For a PDU Session set up with the Ethernet PDU Session type, the SMF and the UPF acting as PDU Session Anchor (PSA) can support specific behaviours related with the fact the PDU Session carries Ethernet frames.
Depending on operator configuration related with the DNN, different configurations for how Ethernet traffic is handled on N6 may apply, for example:
  • Configurations with a 1-1 relationship between a PDU Session and a N6 interface possibly corresponding to a dedicated tunnel established over N6. In this case the UPF acting as PSA transparently forwards Ethernet frames between the PDU Session and its corresponding N6 interface, and it does not need to be aware of MAC addresses used by the UE in order to route down-link traffic.

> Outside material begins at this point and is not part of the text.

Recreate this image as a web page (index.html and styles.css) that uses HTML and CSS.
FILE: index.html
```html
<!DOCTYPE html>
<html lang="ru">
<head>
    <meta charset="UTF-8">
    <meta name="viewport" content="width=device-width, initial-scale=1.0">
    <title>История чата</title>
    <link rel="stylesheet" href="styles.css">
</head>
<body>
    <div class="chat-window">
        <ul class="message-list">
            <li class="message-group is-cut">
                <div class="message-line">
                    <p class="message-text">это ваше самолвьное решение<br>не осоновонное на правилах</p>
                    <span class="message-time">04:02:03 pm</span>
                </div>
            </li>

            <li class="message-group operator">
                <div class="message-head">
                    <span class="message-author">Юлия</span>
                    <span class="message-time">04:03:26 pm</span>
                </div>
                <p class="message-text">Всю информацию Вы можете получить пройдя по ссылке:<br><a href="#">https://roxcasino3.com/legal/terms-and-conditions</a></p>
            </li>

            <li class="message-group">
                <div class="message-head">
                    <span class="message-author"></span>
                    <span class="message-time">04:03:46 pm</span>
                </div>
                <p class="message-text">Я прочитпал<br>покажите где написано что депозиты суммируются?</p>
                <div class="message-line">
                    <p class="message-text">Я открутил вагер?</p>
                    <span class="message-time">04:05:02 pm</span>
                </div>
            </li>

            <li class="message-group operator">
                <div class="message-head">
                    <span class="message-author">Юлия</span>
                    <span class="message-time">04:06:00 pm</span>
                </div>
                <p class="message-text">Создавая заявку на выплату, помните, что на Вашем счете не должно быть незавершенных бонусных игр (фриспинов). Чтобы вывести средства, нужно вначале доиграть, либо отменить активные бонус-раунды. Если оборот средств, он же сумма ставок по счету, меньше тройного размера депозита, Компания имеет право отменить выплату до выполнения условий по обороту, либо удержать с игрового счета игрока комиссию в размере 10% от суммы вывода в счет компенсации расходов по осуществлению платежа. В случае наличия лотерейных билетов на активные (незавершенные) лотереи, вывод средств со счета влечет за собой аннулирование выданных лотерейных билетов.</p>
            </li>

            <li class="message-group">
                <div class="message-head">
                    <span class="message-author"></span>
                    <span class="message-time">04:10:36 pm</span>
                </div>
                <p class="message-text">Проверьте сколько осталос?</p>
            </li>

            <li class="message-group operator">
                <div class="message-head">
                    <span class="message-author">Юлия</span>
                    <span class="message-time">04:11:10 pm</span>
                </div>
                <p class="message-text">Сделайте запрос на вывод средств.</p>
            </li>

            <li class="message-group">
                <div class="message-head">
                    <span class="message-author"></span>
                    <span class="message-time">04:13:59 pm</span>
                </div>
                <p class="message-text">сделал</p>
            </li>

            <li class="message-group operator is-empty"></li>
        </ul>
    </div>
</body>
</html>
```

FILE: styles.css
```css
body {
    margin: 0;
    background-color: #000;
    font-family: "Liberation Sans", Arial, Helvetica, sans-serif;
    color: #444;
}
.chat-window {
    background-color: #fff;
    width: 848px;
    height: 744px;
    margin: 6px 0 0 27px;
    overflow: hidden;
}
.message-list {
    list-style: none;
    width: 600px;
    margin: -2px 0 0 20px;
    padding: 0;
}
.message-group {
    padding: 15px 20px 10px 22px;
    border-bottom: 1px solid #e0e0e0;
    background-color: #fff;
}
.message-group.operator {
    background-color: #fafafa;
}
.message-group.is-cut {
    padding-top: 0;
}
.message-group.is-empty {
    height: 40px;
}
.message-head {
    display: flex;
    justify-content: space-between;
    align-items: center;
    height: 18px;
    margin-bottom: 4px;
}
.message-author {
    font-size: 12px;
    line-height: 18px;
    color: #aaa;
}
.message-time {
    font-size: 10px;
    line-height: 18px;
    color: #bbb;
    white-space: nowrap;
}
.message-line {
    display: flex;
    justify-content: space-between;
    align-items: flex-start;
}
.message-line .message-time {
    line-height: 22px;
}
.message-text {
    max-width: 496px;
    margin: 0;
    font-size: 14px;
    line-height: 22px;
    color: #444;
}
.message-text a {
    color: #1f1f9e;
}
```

  • Configurations, where more than one PDU Session to the same DNN (e.g. for more than one UE) corresponds to the same N6 interface. In this case the UPF acting as PSA needs to be aware of MAC addresses used by the UE in the PDU Session in order to map down-link Ethernet frames received over N6 to the appropriate PDU Session. Forwarding behaviour of the UPF acting as PSA is managed by SMF as specified in clause 5.8.2.5.

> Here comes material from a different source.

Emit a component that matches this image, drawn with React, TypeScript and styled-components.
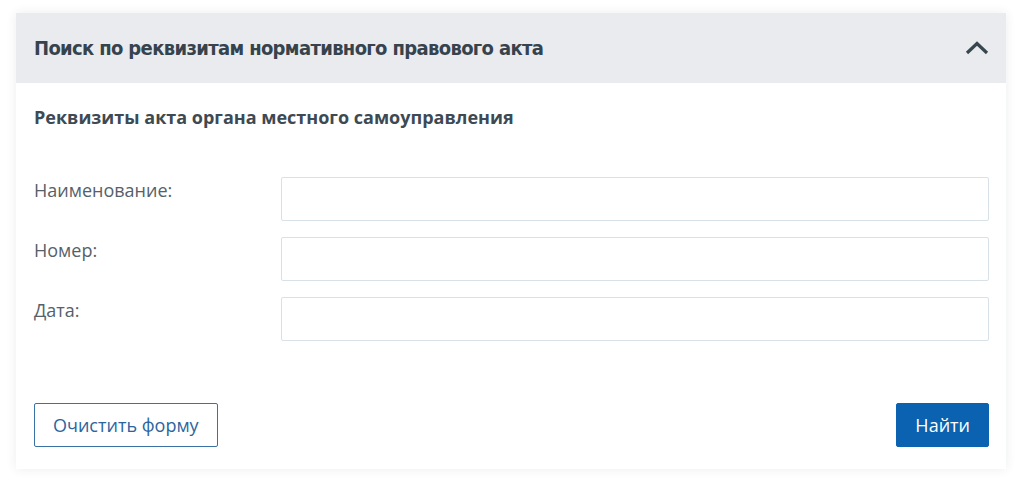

Based on operator configuration, the SMF may request the UPF acting as the PDU Session Anchor to respond to ARP/IPv6 Neighbour Solicitation requests based on local cache information, i.e. the mapping between the UE MAC address to the UE IP address, and the DN where the PDU Session is connected to, or to redirect the ARP traffic from the UPF to the SMF. Responding to ARP/IPv6 ND based on local cache information applies to ARP/IPv6 ND received in both UL and DL directions.
Ethernet Preamble and Start of Frame delimiter are not sent over 5GS:
  • For UL traffic the UE strips the preamble and frame check sequence (FCS) from the Ethernet frame.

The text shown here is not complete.